> _DESCRIPTION OF THE TASK_: From the listing below, copy only the lines from the line that contains "Give me the" to the line that contains "The picture is", counting those two lines as part of the copy.

> _DATA RECORDS_:
★ ★ ★ ★ ★ ★ ★

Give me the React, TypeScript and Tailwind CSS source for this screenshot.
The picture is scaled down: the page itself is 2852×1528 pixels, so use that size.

★ ★ ★ ★ ★ ★ ★

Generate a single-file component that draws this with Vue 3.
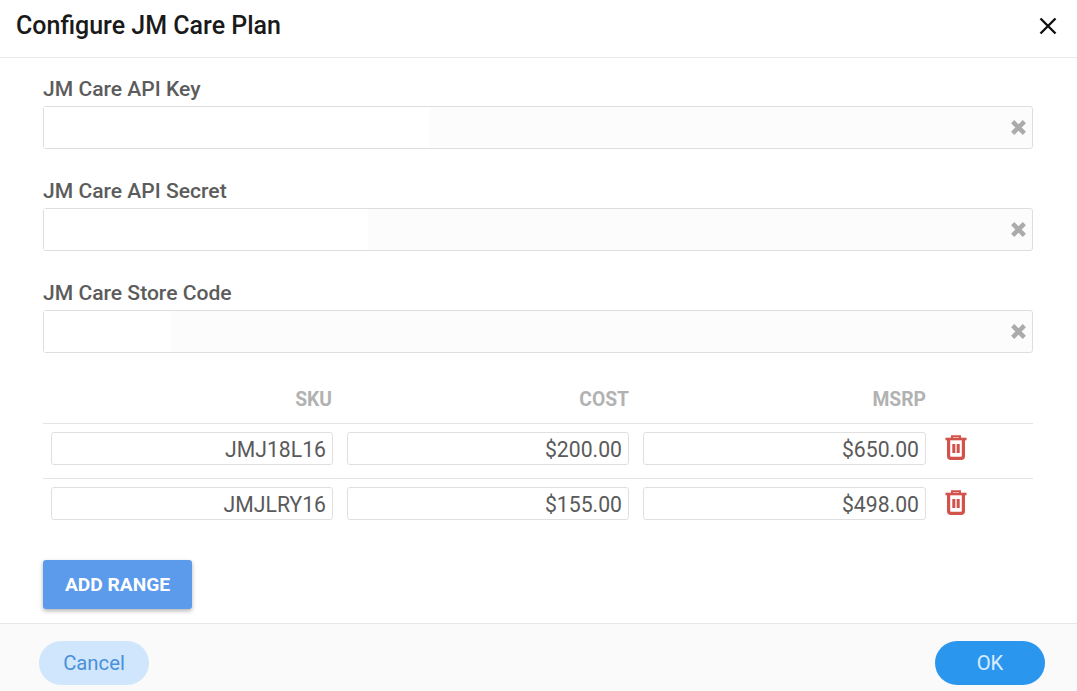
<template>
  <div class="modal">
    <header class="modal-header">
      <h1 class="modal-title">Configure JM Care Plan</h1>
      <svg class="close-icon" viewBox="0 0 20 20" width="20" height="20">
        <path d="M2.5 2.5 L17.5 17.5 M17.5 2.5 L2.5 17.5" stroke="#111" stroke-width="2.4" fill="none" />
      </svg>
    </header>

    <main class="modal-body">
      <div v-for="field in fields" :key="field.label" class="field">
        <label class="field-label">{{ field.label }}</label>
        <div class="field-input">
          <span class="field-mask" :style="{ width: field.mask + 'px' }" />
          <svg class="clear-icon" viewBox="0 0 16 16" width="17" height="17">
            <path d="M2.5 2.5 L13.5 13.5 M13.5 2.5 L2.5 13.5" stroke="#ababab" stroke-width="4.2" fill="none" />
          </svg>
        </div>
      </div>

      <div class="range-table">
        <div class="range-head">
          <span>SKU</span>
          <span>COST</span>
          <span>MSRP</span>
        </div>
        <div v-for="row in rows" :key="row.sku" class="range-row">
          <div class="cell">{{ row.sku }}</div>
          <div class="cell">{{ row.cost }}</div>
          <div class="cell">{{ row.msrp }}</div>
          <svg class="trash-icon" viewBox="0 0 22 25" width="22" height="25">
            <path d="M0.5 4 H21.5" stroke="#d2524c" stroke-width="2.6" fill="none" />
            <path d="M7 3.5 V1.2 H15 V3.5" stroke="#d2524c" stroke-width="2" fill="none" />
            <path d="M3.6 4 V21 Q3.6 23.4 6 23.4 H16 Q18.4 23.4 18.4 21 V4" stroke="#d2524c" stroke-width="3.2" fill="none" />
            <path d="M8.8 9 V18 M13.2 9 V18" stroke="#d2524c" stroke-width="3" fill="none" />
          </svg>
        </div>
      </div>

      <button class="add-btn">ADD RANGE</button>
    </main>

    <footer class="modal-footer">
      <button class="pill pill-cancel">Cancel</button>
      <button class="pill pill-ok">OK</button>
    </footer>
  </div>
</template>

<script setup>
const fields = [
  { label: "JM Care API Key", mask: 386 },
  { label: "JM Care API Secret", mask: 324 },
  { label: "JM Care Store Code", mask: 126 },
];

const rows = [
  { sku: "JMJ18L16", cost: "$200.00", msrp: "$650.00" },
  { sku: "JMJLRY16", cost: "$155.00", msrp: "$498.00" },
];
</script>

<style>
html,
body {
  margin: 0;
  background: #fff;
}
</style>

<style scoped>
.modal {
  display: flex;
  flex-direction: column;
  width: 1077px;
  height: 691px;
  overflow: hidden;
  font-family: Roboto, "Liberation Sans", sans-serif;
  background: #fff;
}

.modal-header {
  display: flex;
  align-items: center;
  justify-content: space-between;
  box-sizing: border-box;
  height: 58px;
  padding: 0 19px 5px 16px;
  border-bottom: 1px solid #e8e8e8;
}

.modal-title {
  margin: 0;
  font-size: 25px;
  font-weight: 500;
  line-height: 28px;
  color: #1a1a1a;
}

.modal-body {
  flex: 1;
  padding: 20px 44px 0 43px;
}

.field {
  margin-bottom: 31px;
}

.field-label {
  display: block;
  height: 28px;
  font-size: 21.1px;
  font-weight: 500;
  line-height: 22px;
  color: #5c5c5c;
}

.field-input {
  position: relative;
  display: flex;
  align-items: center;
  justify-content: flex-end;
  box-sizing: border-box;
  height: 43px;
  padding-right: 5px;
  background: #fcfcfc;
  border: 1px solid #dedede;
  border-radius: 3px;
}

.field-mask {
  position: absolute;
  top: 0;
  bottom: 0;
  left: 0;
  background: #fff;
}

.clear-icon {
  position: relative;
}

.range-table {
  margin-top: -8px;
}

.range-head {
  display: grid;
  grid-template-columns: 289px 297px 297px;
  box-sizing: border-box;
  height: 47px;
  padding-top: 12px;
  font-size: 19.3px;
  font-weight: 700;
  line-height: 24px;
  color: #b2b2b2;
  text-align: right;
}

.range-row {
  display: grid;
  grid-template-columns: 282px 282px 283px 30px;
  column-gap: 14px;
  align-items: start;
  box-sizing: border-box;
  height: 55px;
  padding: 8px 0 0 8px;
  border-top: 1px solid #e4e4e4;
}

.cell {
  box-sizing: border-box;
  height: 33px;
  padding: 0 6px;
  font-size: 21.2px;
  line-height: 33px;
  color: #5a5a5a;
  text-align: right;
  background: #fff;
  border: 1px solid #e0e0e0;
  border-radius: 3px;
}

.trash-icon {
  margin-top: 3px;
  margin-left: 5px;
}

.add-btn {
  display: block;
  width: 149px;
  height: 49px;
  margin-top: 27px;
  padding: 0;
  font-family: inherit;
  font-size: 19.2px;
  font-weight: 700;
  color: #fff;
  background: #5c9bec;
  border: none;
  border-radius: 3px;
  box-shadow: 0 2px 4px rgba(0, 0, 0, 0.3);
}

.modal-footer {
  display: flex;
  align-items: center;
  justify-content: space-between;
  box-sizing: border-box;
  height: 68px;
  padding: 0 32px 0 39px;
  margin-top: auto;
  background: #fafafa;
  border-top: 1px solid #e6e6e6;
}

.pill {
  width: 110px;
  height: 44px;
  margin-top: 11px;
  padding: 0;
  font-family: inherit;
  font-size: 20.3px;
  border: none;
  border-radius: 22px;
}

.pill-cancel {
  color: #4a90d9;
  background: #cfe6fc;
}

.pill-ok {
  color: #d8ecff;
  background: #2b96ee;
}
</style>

★ ★ ★ ★ ★ ★ ★

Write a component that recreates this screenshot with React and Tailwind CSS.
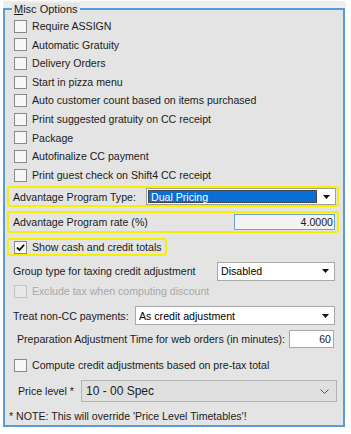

★ ★ ★ ★ ★ ★ ★

> _ANSWER_:
Give me the React, TypeScript and Tailwind CSS source for this screenshot.
The picture is scaled down: the page itself is 2852×1528 pixels, so use that size.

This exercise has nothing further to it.